February 5, 2006

Theodicy – Part lll (b)

Posted in literature, non-fiction, philosophy, psychology, theodicy at 1:24 am by Jerry

Transcendent Reason & Immanent Experience:

“Before the invention of automatic weapons, you normally had to see anyone you hoped to kill.” p.255.

“The German Jewish philosopher Gunther Anders… argued that crimes like those committed at Auschwitz are greater threats to the human soul, whereas what happened at Hiroshima poses the greater threat to humanity itself. For, he wrote, it takes more hardness of heart to lead a child to a gas chamber than to drop a bomb on her. We are far from what it takes to drive children into flames in which one knows one will oneself be consumed. Those who did the daily work of the death camps created an abyss between themselves and the rest of humanity. Some descriptions of them suggest an absence of soul that those who kill at greater distances from their victims need not share.” p.251-252.

“In contemporary evil, individuals’ intentions rarely correspond to the magnitude of evil individuals are able to cause.” p.273.

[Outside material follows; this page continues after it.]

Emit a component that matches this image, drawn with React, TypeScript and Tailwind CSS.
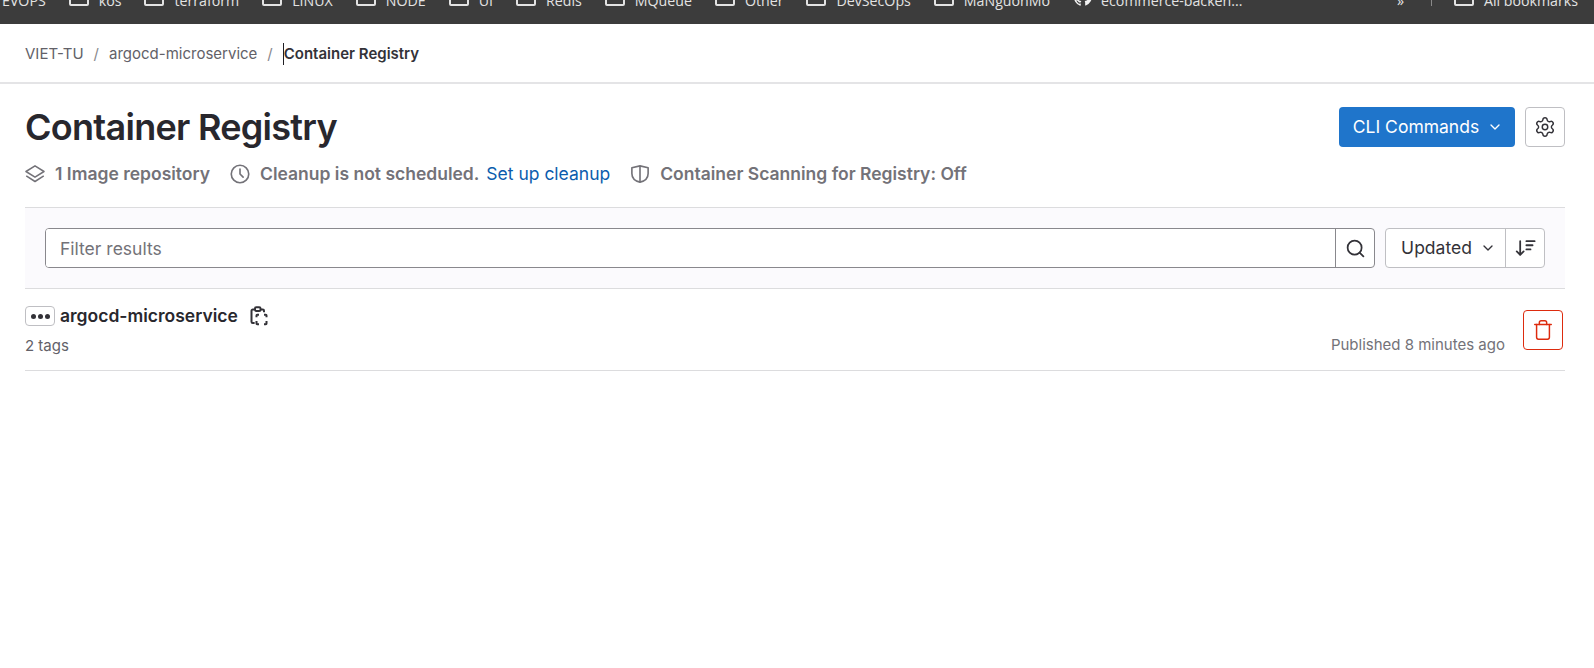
import { ChevronDown, Search, Settings, Trash } from "lucide-react";

const bookmarks = ["kos", "terraform", "LINUX", "NODE", "UI", "Redis", "MQueue", "Other", "DevSecOps", "MaNguonMo"];

function Folder() {
  return (
    <svg width="20" height="16" viewBox="0 0 20 16" fill="none" stroke="#e3e3e3" strokeWidth="2" className="mt-[-6px] shrink-0">
      <path d="M1 2h6l2 2h9a1 1 0 0 1 1 1v9a1 1 0 0 1-1 1H2a1 1 0 0 1-1-1V2z" />
    </svg>
  );
}

function BookmarkBar() {
  return (
    <div className="flex h-6 items-end overflow-hidden bg-[#3c3c3c] pb-[13px] font-['Open_Sans',sans-serif] text-[14.2px] leading-5 text-[#e3e3e3]">
      <div className="flex items-center">
        <span className="ml-[2px] mr-[23px]">EVOPS</span>
        {bookmarks.map((name) => (
          <div key={name} className="mr-[23px] flex items-center gap-[10px]">
            <Folder />
            <span>{name}</span>
          </div>
        ))}
        <div className="flex items-center gap-2">
          <svg width="20" height="20" viewBox="0 0 24 24" fill="#f2f2f2" className="mt-[-8px] shrink-0">
            <path d="M12 1a11 11 0 0 0-3.500 21.400c.6.1.8-.2.8-.5v-2c-3.100.7-3.700-1.300-3.700-1.300-.5-1.300-1.200-1.600-1.200-1.600-1-.7.1-.7.1-.7 1.100.1 1.700 1.100 1.700 1.100 1 1.700 2.600 1.200 3.200.9.1-.7.4-1.200.7-1.500-2.500-.3-5-1.200-5-5.400 0-1.200.4-2.200 1.100-3-.1-.3-.5-1.400.1-2.900 0 0 .9-.3 3 1.100a10 10 0 0 1 5.400 0c2.100-1.400 3-1.100 3-1.100.6 1.500.2 2.600.1 2.900.7.8 1.100 1.800 1.100 3 0 4.200-2.500 5.100-5 5.400.4.300.7 1 .7 2v3c0 .3.2.6.8.5A11 11 0 0 0 12 1z" />
          </svg>
          <span>ecommerce-backen...</span>
        </div>
      </div>
      <div className="ml-auto flex items-center">
        <span className="pr-[3px] tracking-[2px]">»</span>
        <div className="mx-[22px] mt-[-6px] h-4 w-px bg-[#8a8a8a]" />
        <div className="mr-4 flex items-center gap-[10px]">
          <Folder />
          <span>All bookmarks</span>
        </div>
      </div>
    </div>
  );
}

function Layers() {
  return (
    <svg width="20" height="20" viewBox="0 0 16 16" fill="none" stroke="#737278" strokeWidth="1.2" strokeLinejoin="round" className="shrink-0">
      <path d="M8 1.500.8 6 8 10.500 15.200 6 8 1.500z" />
      <path d="M1 9.500 8 14l7-4.500" />
    </svg>
  );
}

function Clock() {
  return (
    <svg width="20" height="20" viewBox="0 0 16 16" fill="none" stroke="#737278" strokeWidth="1.3" strokeLinecap="round" className="shrink-0">
      <circle cx="8" cy="8" r="7" />
      <path d="M8 4v4l2.500 2.500" />
    </svg>
  );
}

function Shield() {
  return (
    <svg width="20" height="20" viewBox="0 0 16 16" fill="none" stroke="#737278" strokeWidth="1.3" strokeLinejoin="round" className="shrink-0">
      <path d="M8 1.500 14.500 3v4.500c0 3.500-2.500 6-6.500 7-4-1-6.500-3.500-6.500-7V3L8 1.500z" />
      <path d="M8 1.500v13" />
    </svg>
  );
}

function SortIcon() {
  return (
    <svg width="22" height="22" viewBox="0 0 16 16" fill="none" stroke="#333238" strokeWidth="1.300" strokeLinecap="round" strokeLinejoin="round">
      <path d="M4.500 3v10M2 10.500 4.500 13 7 10.500" />
      <path d="M9 3h6M9 6h4.500M9 9h3" />
    </svg>
  );
}

function CopyIcon() {
  return (
    <svg width="20" height="20" viewBox="0 0 16 16" fill="none" stroke="#333238" strokeWidth="1.600">
      <path d="M4.500 2.800H3a1 1 0 0 0-1 1v8.700a1 1 0 0 0 1 1h1.500" />
      <path d="M9.500 2.800H11a1 1 0 0 1 1 1V5" />
      <rect x="4.800" y="1" width="4.400" height="3" rx="1" />
      <path d="M8 7H6.500a.5.5 0 0 0-.5.5V9M12 7h1.500a.5.5 0 0 1 .5.5V9M6 12v2a.5.5 0 0 0 .5.5H8M12 14.500h1.500a.5.5 0 0 0 .5-.5v-2" />
    </svg>
  );
}

export default function App() {
  return (
    <div className="min-h-[668px] bg-white font-['Inter',sans-serif] text-[#333238]">
      <BookmarkBar />

      <div className="flex h-[60px] items-center border-b-2 border-[#e4e4e6] pl-[25px] pt-[2px] text-[15px] text-[#626168]">
        <span>VIET-TU</span>
        <span className="mx-[10px] text-[#89888d]">/</span>
        <span>argocd-microservice</span>
        <span className="mx-[10px] text-[#89888d]">/</span>
        <span className="border-l border-[#1f1e24] font-semibold text-[#333238]">Container Registry</span>
      </div>

      <main className="ml-[25px] mr-[29px]">
        <div className="mt-[21px] flex items-start justify-between">
          <h1 className="text-4xl leading-[44px] font-semibold tracking-[-0.02em] text-[#28272d]">Container Registry</h1>
          <div className="mt-[2px] flex gap-[10px]">
            <button className="flex h-10 w-[176px] items-center justify-center gap-2 rounded bg-[#1f75cb] pl-[2px] text-[17.5px] text-white">
              CLI Commands
              <ChevronDown size={16} strokeWidth={2} />
            </button>
            <button className="flex h-10 w-10 items-center justify-center rounded border border-[#bfbfc3] text-[#333238]">
              <Settings size={22} strokeWidth={1.6} />
            </button>
          </div>
        </div>

        <div className="mt-[13px] flex h-6 items-center text-[17.5px] font-semibold text-[#737278]">
          <Layers />
          <span className="ml-[10px]">1 Image repository</span>
          <div className="ml-5"><Clock /></div>
          <span className="ml-[10px]">Cleanup is not scheduled.</span>
          <a className="ml-[7px] font-normal text-[#0b5cad]">Set up cleanup</a>
          <div className="ml-5"><Shield /></div>
          <span className="ml-[10px]">Container Scanning for Registry: Off</span>
        </div>

        <div className="mt-[21px] flex h-[82px] items-center gap-[10px] border-y border-[#dcdcde] bg-[#fbfafd] px-5">
          <div className="flex h-10 flex-1 overflow-hidden rounded border border-[#89888d] bg-white">
            <input
              placeholder="Filter results"
              className="min-w-0 flex-1 bg-white px-[14px] pt-[2px] text-[17.5px] outline-none placeholder:text-[#737278]"
            />
            <div className="flex w-[39px] items-center justify-center border-l border-[#89888d]">
              <Search size={21} strokeWidth={2} />
            </div>
          </div>
          <div className="flex h-10 w-[160px] rounded border border-[#bfbfc3] bg-white">
            <div className="flex flex-1 items-center justify-center gap-2 pl-[6px] text-[17.5px]">
              Updated
              <ChevronDown size={16} strokeWidth={2} />
            </div>
            <div className="flex w-[39px] items-center justify-center border-l border-[#bfbfc3]">
              <SortIcon />
            </div>
          </div>
        </div>

        <div className="flex h-[82px] items-center justify-between border-b border-[#dcdcde] pt-[2px]">
          <div>
            <div className="flex items-center">
              <div className="flex h-5 w-[30px] items-center justify-center gap-[2px] rounded border border-[#bfbfc3]">
                <span className="h-[5px] w-[5px] rounded-full bg-[#333238]" />
                <span className="h-[5px] w-[5px] rounded-full bg-[#333238]" />
                <span className="h-[5px] w-[5px] rounded-full bg-[#333238]" />
              </div>
              <span className="ml-[5px] text-[17.5px] font-semibold text-[#28272d]">argocd-microservice</span>
              <div className="ml-[11px]"><CopyIcon /></div>
            </div>
            <div className="mt-[6px] text-[15px] text-[#626168]">2 tags</div>
          </div>
          <div className="flex items-center">
            <span className="mt-[30px] text-[15px] text-[#737278]">Published 8 minutes ago</span>
            <button className="mb-[2px] ml-[18px] mr-[2px] flex h-10 w-10 items-center justify-center rounded border border-[#dd2b0e] text-[#dd2b0e]">
              <Trash size={22} strokeWidth={1.6} />
            </button>
          </div>
        </div>
      </main>
    </div>
  );
}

“Could it be proved that something about Auschwitz were essentially German, life would be easier for all of us.” (footnote – “..as Arendt remarked–collective guilt is a form of individual exoneration. Where everybody is guilty in general, nobody is guilty in particular”)… “If Auschwitz were only a national problem, the crimes of one nation would reflect nothing about the human race as a whole.” p.254.

“Nazis forced everyone from passive bystanders to victims to participate in the vast network of destruction. Their success in doing so revealed the impotence of intention on its own. To shut your eyes to Nazism, and even to profit from it, is not the same thing as to will the sequence of events that ended at Auschwitz.” p.274. (italics Neiman’s)

“Precisely the belief that evil actions require evil intentions allowed totalitarian regimes to convince people to override moral objections that might otherwise have functioned. Massive propaganda efforts undertook to convince people that the criminal actions in which they participated were guided by acceptable, even noble motives.” p.275.

“We are threatened more often by those with indifferent or misguided intentions than by those with malevolent ones… Brute sadists administered daily life in concentration camps everywhere, but they did not build them. Bad intentions and thoughtlessness were present enough in the architects.” p.280. (italics Neiman’s)

“Once we turn away from Nazi crimes to look at others, we will find murders carried out for motives that many of us share.” p.277.

After reading Evil in Modern Thought, I was overwhelmed by the significance of humanity’s inability to empathize with another person’s suffering. We may have related experiences (which gives our compassion far more authenticity), but our imagination is limited as to sharing the actual experience of suffering any other individual person bears.

This distance, whether it be physical, psychological, or both, makes it so much easier to not love others as well as we love ourselves. And if we don’t love ourselves either, that would add a whole other dimension too!

So I suppose for me, it makes sense for us to know ourselves subjectively/intimately, making it possible to become attached to ourselves. And if we become attached to ourselves and use all the power of our imaginations to try to know others subjectively/intimately, we may become attached to them, loving them, identifying ourselves with them. (Which makes me wonder about Jesus’ power to empathize.)

This is why I think Yann Martel’s next novel on Auschwitz is important (see previous post). I think he will be helping us to use our imaginations to bridge the gap between transcendent reasoning and immanent experience. The process of reading fiction (good fiction) offers us a chance to identify with characters (much like the use of parables I suppose). Then (using Brian McLaren’s terminology), the “Us-Them” becomes more of a “We”, individuals are in a communal process developing their compassion for individuals.